I doubt that most people will be able to produce their own food for complete self-sufficiency-- but they learn to reconnect with the basics, of caring and nurturing something -- instead of relying on their congresspeople to "Give them more money."

Hawaii has no industry or productivity -- which has even become a bad word to the many bureaucrats and union people who insist that there is no such thing as productivity and merit -- and all that there is, is the ass-kissing and overconsumption without consequences.

It's a tribal, pre-industrial mentality -- that can't support a large population without breeding rats faster than people and homelessness. What do you do with the problems of crowding? Today there are high rises, which is something different from a million in grass shacks -- with no sewage system.

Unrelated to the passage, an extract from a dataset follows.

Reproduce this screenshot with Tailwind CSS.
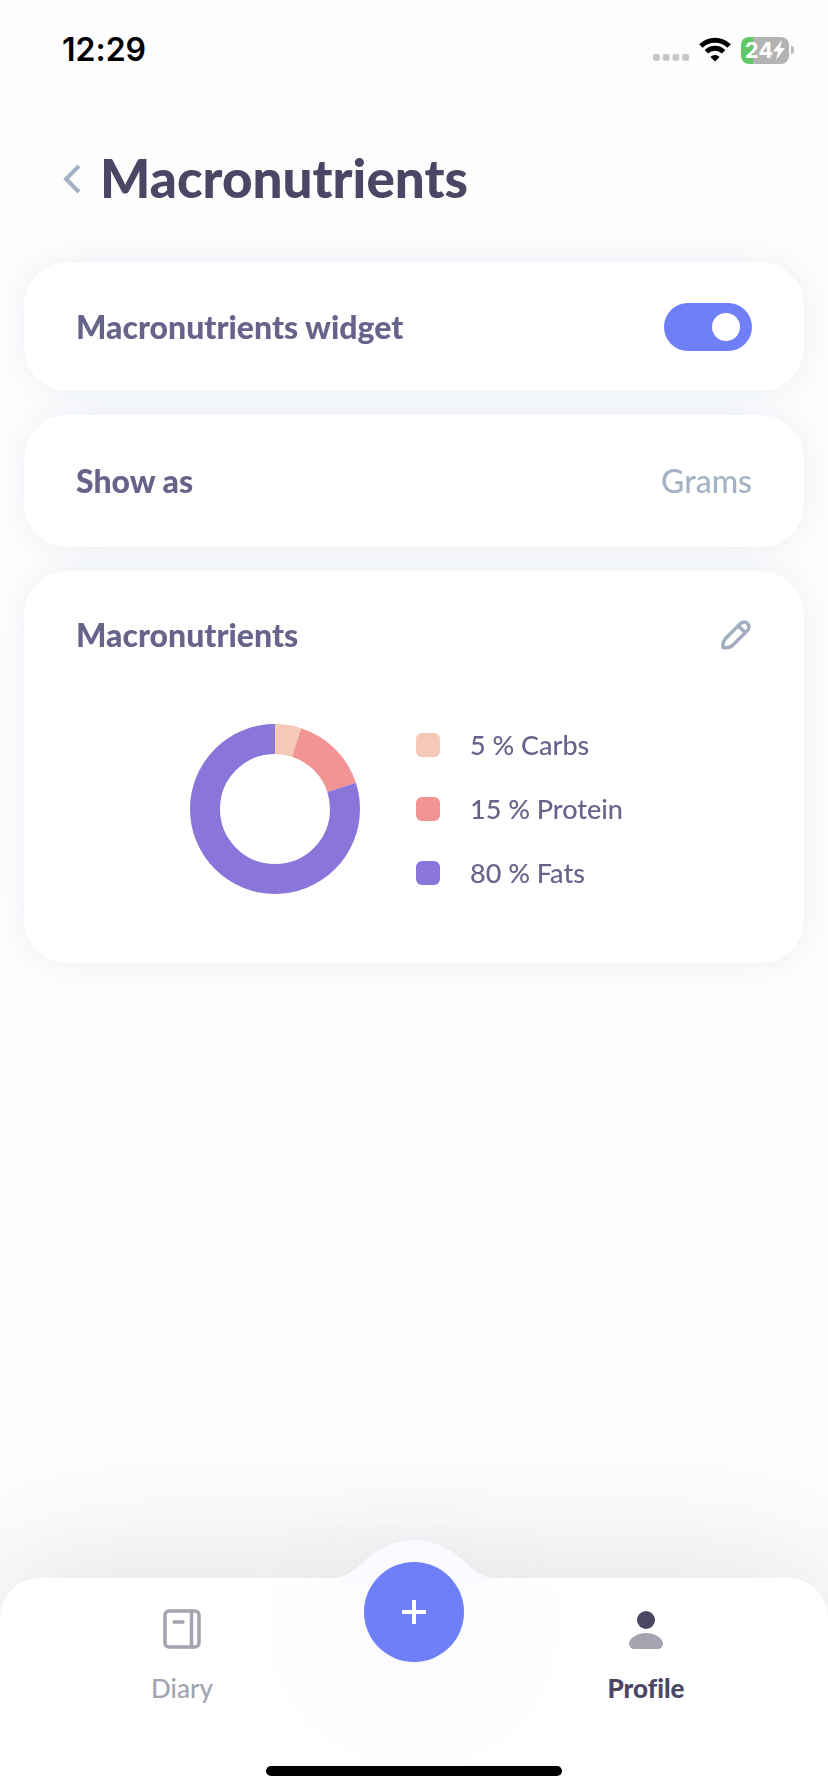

A productive society is what an education system should be producing -- instead of countless drones who think they should demand something for nothing, and are totally reliant on the productivity elsewhere.

People living in sophisticated, urban areas have also gone back to vegetable gardening as a first step to reconnecting with the basics of life. And that's the most important thing to get out of that cultivation and activity -- that relationship with cause and effect, industry and productivity -- and not just simply, who can eat the most plate lunches and get away with the greatest BS.

It is relearning the joy of doing something, and the lessons of productivity and personal responsibility instead of just going to the motions without any consequences, of making a real, tangible difference.

You're not learning the great lessons of life in the schools. You can't get something for nothing -- only demanding, and never supplying -- learning to go through the motions and look busy, as the only jobs they'll know.